When English teacher Joe Frankfurth gets to his classroom at Albemarle High School each morning, more often than not, there is a line of students waiting for him to unlock the door.

The students are part of Team 19, a pilot program in project-based learning for ninth-graders who previously struggled in traditional classroom settings.

“They eat their breakfast in here and get ready for the day,” he said. “And then they spend all day in here and all three hours in the program … this is where they then like to spend another hour of their time during long lunch.”

With almost an entire school year to look back on, the teachers, students and administrators involved with Team 19 have two basic takeaways: Students who previously did not gel with school are excited and engaged in the classroom, and there is still a lot to learn.

“A lot of the kids have really opened up and blossomed,” Frankfurth said. “A lot of kids who were not too active in the classroom, who were maybe a bit shy … we have seen a lot of kids just kind of come alive.”

Team 19 students spend the first three hours of their day being team-taught by teachers in history, math, science and English in a class that rolls all four subjects into interdisciplinary projects.

The work of Team 19, said Albemarle High School’s principal, Jay Thomas, is simple.

“Our hope with this group of freshmen, by the time they get to senior year, we have opened doors for them,” he said. “Whether it is going to the workforce or going to college, they have choices, whereas before they would have had very limited choices.”

Students in the program — named for the cohort’s graduation year — said their grades have improved and that they are better able to relate school to everyday life.

“You are able to learn so much more working hands-on, and you form close relationships with the teachers and the other students and get really involved, and I think that is a better way to learn,” student Charlotte Austin said.

After a tough time in middle school, Austin said, she has seen her grades and opinion of school improve.
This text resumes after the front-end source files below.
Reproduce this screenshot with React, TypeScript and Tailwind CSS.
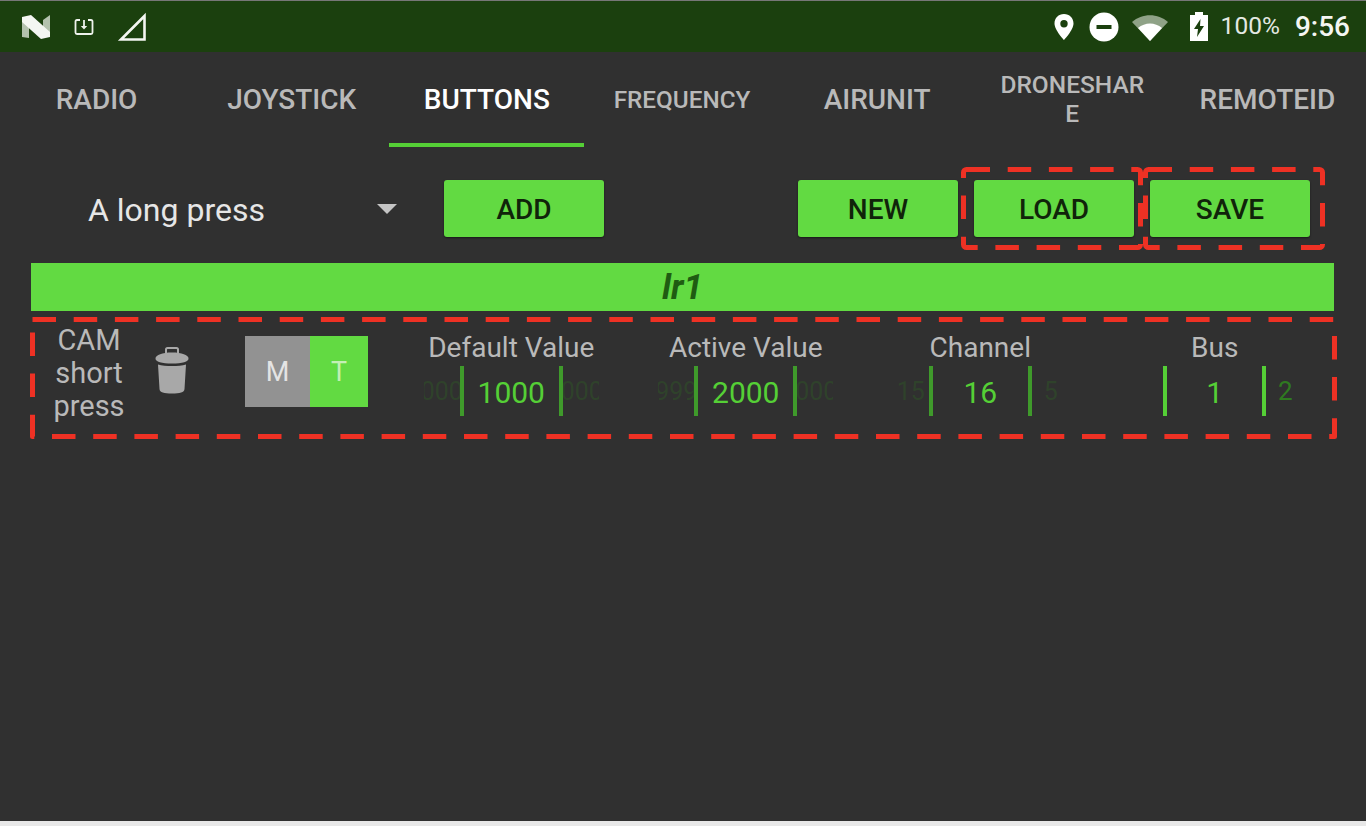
import React from 'react';

const tabs = ['RADIO', 'JOYSTICK', 'BUTTONS', 'FREQUENCY', 'AIRUNIT', 'DRONESHARE', 'REMOTEID'];

const NLogo = () => (
  <svg width="30" height="26" viewBox="0 0 30 26" className="ml-[21px]">
    <path d="M1 3 L8 6 V24 L1 23 Z" fill="#b4c2ae" />
    <path d="M22 6 L29 1 V23 L22 20 Z" fill="#b4c2ae" />
    <path d="M1 3 L10 1 L29 18 V23 L20 25 L1 8 Z" fill="#f4f6f2" />
  </svg>
);

const DownloadIcon = () => (
  <svg width="20" height="18" viewBox="0 0 20 18" className="ml-[23px]" fill="none" stroke="#eef2ec" strokeWidth="1.8">
    <path d="M6 2 H3 Q1.5 2 1.5 3.5 V14.5 Q1.5 16 3 16 H17 Q18.5 16 18.5 14.5 V3.5 Q18.5 2 17 2 H14" />
    <path d="M10 2 V10" />
    <path d="M6.8 8 L10 11.5 L13.2 8 Z" fill="#eef2ec" stroke="none" />
  </svg>
);

const SignalIcon = () => (
  <svg width="30" height="30" viewBox="0 0 30 30" className="ml-[23px]" fill="none" stroke="#f4f6f2" strokeWidth="2.6">
    <path d="M27.5 4 V27.5 H4 Z" />
  </svg>
);

const PinIcon = () => (
  <svg width="22" height="28" viewBox="0 0 22 28">
    <path fillRule="evenodd" d="M11 1 C5.5 1 1.5 5 1.5 10.5 C1.5 17 11 27 11 27 C11 27 20.5 17 20.5 10.5 C20.5 5 16.5 1 11 1 Z M11 7 A3.7 3.7 0 1 1 11 14.4 A3.7 3.7 0 1 1 11 7 Z" fill="#fff" />
  </svg>
);

const DndIcon = () => (
  <svg width="30" height="30" viewBox="0 0 30 30" className="ml-[14px]">
    <circle cx="15" cy="15" r="14.5" fill="#fff" />
    <rect x="7.5" y="13" width="15" height="4" fill="#1b400e" />
  </svg>
);

const WifiIcon = () => (
  <svg width="36" height="28" viewBox="0 0 36 28" className="ml-[13px]">
    <path d="M0 9 C10 0 26 0 36 9 L18 28 Z" fill="#8fa287" />
    <path d="M6 15 C13 9 23 9 30 15 L18 28 Z" fill="#fff" />
  </svg>
);

const BatteryIcon = () => (
  <svg width="20" height="30" viewBox="0 0 20 30" className="ml-[21px]">
    <path fillRule="evenodd" d="M6 0 H14 V3 H19 V29 H1 V3 H6 Z M11.5 7 L5 17 H9 L8 25 L15 14 H11 Z" fill="#fff" />
  </svg>
);

const TrashIcon = () => (
  <svg width="34" height="47" viewBox="0 0 34 47">
    <path d="M11 7 V2.5 Q11 1 12.5 1 H21.5 Q23 1 23 2.5 V7" fill="none" stroke="#a8a8a8" strokeWidth="2" />
    <path d="M17 5.5 C7 5.5 1 8 0.5 11 C0 15 7 16.5 17 16.5 C27 16.5 34 15 33.5 11 C33 8 27 5.5 17 5.5 Z" fill="#a8a8a8" />
    <path d="M3 17.5 C10 19.5 24 19.5 31 17.5 L29.5 42 C29.3 45.5 25 46.5 17 46.5 C9 46.5 4.7 45.5 4.5 42 Z" fill="#a8a8a8" />
  </svg>
);

type PickerProps = { label: string; value: string; prev: string; next: string; dim?: boolean };

const Picker = ({ label, value, prev, next, dim }: PickerProps) => (
  <div className="flex flex-col items-center w-[234.5px]">
    <div className="text-[28px] leading-[32px] text-[#b9b9b9] mt-[12px]">{label}</div>
    <div className="flex items-center mt-[1px] h-[52px]">
      <div className="w-[36px] ml-[4px] flex justify-center overflow-hidden text-[25px] text-[#2f6c22] opacity-30 blur-[0.6px] whitespace-nowrap pt-[1px]">{prev}</div>
      <div className={dim ? 'w-[103px] h-[50px] border-x-[4px] border-[#3f9a2b] flex items-center justify-center pt-[2px]' : 'w-[103px] h-[50px] border-x-[4px] border-[#55cf36] flex items-center justify-center pt-[2px]'}>
        <span className="text-[30px] text-[#55cf36]">{value}</span>
      </div>
      <div className={dim ? 'w-[36px] mr-[4px] pl-[2px] flex justify-center overflow-hidden text-[25px] text-[#2f6c22] opacity-30 blur-[0.6px] whitespace-nowrap pt-[1px]' : 'w-[36px] mr-[4px] pl-[2px] flex justify-center overflow-hidden text-[26px] text-[#2f7a20] whitespace-nowrap pt-[1px]'}>{next}</div>
    </div>
  </div>
);

const ActionButton = ({ text, className }: { text: string; className?: string }) => (
  <button className={`h-[57px] w-[160px] pt-[3px] rounded-[3px] bg-[#62da42] text-[28px] font-medium text-[#10240a] shadow-[0_1px_2px_rgba(0,0,0,0.5)] ${className ?? ''}`}>
    {text}
  </button>
);

const Annotation = ({ className, w, h, rx }: { className: string; w: number; h: number; rx: number }) => (
  <svg className={`absolute ${className}`} width={w} height={h} viewBox={`0 0 ${w} ${h}`} fill="none">
    <rect x="2.5" y="2.5" width={w - 5} height={h - 5} rx={rx} stroke="#ee3124" strokeWidth="5" strokeLinejoin="round" strokeDasharray="23.5 17.7" />
  </svg>
);

export default function App() {
  return (
    <div className="relative w-[1366px] h-[826px] overflow-hidden bg-[#303030] font-['Roboto',sans-serif] flex flex-col">
      {/* status bar */}
      <div className="h-[52px] shrink-0 bg-[#1b400e] border-t border-[#777] flex items-center justify-between">
        <div className="flex items-center">
          <NLogo />
          <DownloadIcon />
          <SignalIcon />
        </div>
        <div className="flex items-center pr-[16px]">
          <PinIcon />
          <DndIcon />
          <WifiIcon />
          <BatteryIcon />
          <span className="ml-[12px] text-[24.5px] text-[#e4e9e2]">100%</span>
          <span className="ml-[15px] text-[28px] font-medium text-[#f4f6f2]">9:56</span>
        </div>
      </div>

      {/* tabs */}
      <div className="grid grid-cols-7 h-[95px] w-[1366px] -ml-[1px] shrink-0">
        {tabs.map((t) => (
          <div key={t} className={t === 'BUTTONS' ? 'flex items-center justify-center border-b-[4px] border-[#55cf36] pt-[5px]' : 'flex items-center justify-center border-b-[4px] border-transparent pt-[5px]'}>
            <span className={
              t === 'BUTTONS'
                ? 'text-[28px] font-medium text-white'
                : t === 'FREQUENCY'
                  ? 'text-[24.3px] font-medium text-[#b9b9b9]'
                  : t === 'DRONESHARE'
                    ? 'text-[24.5px] leading-[29px] font-medium text-[#b9b9b9] text-center w-[150px] break-all -mt-[2px]'
                    : 'text-[28px] font-medium text-[#b9b9b9]'
            }>{t}</span>
          </div>
        ))}
      </div>

      {/* selector and actions */}
      <div className="flex items-center h-[57px] mt-[33px] shrink-0 pl-[88px]">
        <span className="text-[32px] pt-[3px] text-[#e6e6e6] w-[290px]">A long press</span>
        <svg width="20" height="10" viewBox="0 0 20 10" className="ml-[-1px]"><path d="M0 0 H20 L10 10 Z" fill="#c4c4c4" /></svg>
        <ActionButton text="ADD" className="ml-[47px]" />
        <ActionButton text="NEW" className="ml-[194px]" />
        <ActionButton text="LOAD" className="ml-[16px]" />
        <ActionButton text="SAVE" className="ml-[16px]" />
      </div>

      {/* config title */}
      <div className="ml-[31px] mr-[32px] mt-[26px] h-[48px] pt-[3px] shrink-0 bg-[#62da42] flex items-center justify-center text-[35px] font-bold italic text-[#1f5c12]">
        lr1
      </div>

      {/* mapping row */}
      <div className="flex h-[116px] mt-[9px] shrink-0 pl-[34px]">
        <div className="w-[110px] mt-[4px] text-center text-[29px] leading-[33px] text-[#b9b9b9]">CAM<br />short<br />press</div>
        <div className="ml-[11px] mt-[27px]"><TrashIcon /></div>
        <div className="ml-[56px] mt-[16px] flex h-[71px] w-[123px] text-[27px]">
          <div className="w-[65px] pt-[2px] bg-[#929292] text-[#e4e4e4] flex items-center justify-center">M</div>
          <div className="w-[58px] pt-[2px] bg-[#62da42] text-[#c4efb6] flex items-center justify-center">T</div>
        </div>
        <div className="ml-[26px] flex">
          <Picker label="Default Value" value="1000" prev="000" next="000" dim />
          <Picker label="Active Value" value="2000" prev="999" next="000" dim />
          <Picker label="Channel" value="16" prev="15" next="5" dim />
          <Picker label="Bus" value="1" prev="" next="2" />
        </div>
      </div>

      <div className="absolute left-0 right-0 bottom-0 h-[5px] bg-[#e8e8e8]" />

      {/* red annotation boxes */}
      <Annotation className="left-[961px] top-[167px]" w={182} h={83} rx={3} />
      <Annotation className="left-[1143px] top-[167px]" w={182} h={83} rx={3} />
      <Annotation className="left-[30px] top-[317px]" w={1307} h={122} rx={0} />
    </div>
  );
}
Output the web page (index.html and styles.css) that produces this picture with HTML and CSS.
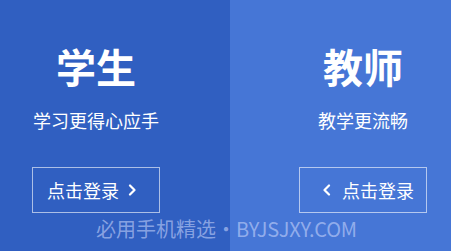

Using what she learns in class on a real-world project is the key.

“I have trouble sitting still, and most kids don’t want to sit in a classroom,” she said. “Being able to get up, get hands-on, work with different people all the time, it’s easier to get involved and want to know the information. Wanting to know the information helps you keep the information.”

The program is still working on smoothly integrating project-based learning with state Standards of Learning tests.

The issue is not that Team 19 lessons do not cover SOL topics, teachers said, but that the information is presented in a vastly different format than it is on SOLs.

“We are reviewing the information that they had already seen and showing how it might be seen on an SOL test, because it is a little different than if you are working on it in a project,” algebra teacher Sarah Lilly said. “As far as the concepts, I think they have a much better general grasp and a deeper understanding of how we would actually use it in the real world.”

Pausing project-based learning to study for the tests is not ideal, teachers said, but in a traditional classroom setting, most of the lessons and class time would be spent on preparing for the SOLs, the opposite of the Team 19 approach.

History teacher Andy Ulrich sees something more valuable in Team 19 than specific, rote facts required for success on the SOLs.

“They have increased confidence, and that is going to boost every aspect of them being a student,” he said. “Now, they are starting to realize the intrinsic value of what we are doing, and they are jumping on board.”

Though there are still challenges, Thomas said the program is not going anywhere.

“This team concept, it’s not leaving,” he said. “It has been a beautiful pilot year, we have had a lot of success with it, and it needs to continue to grow and evolve.”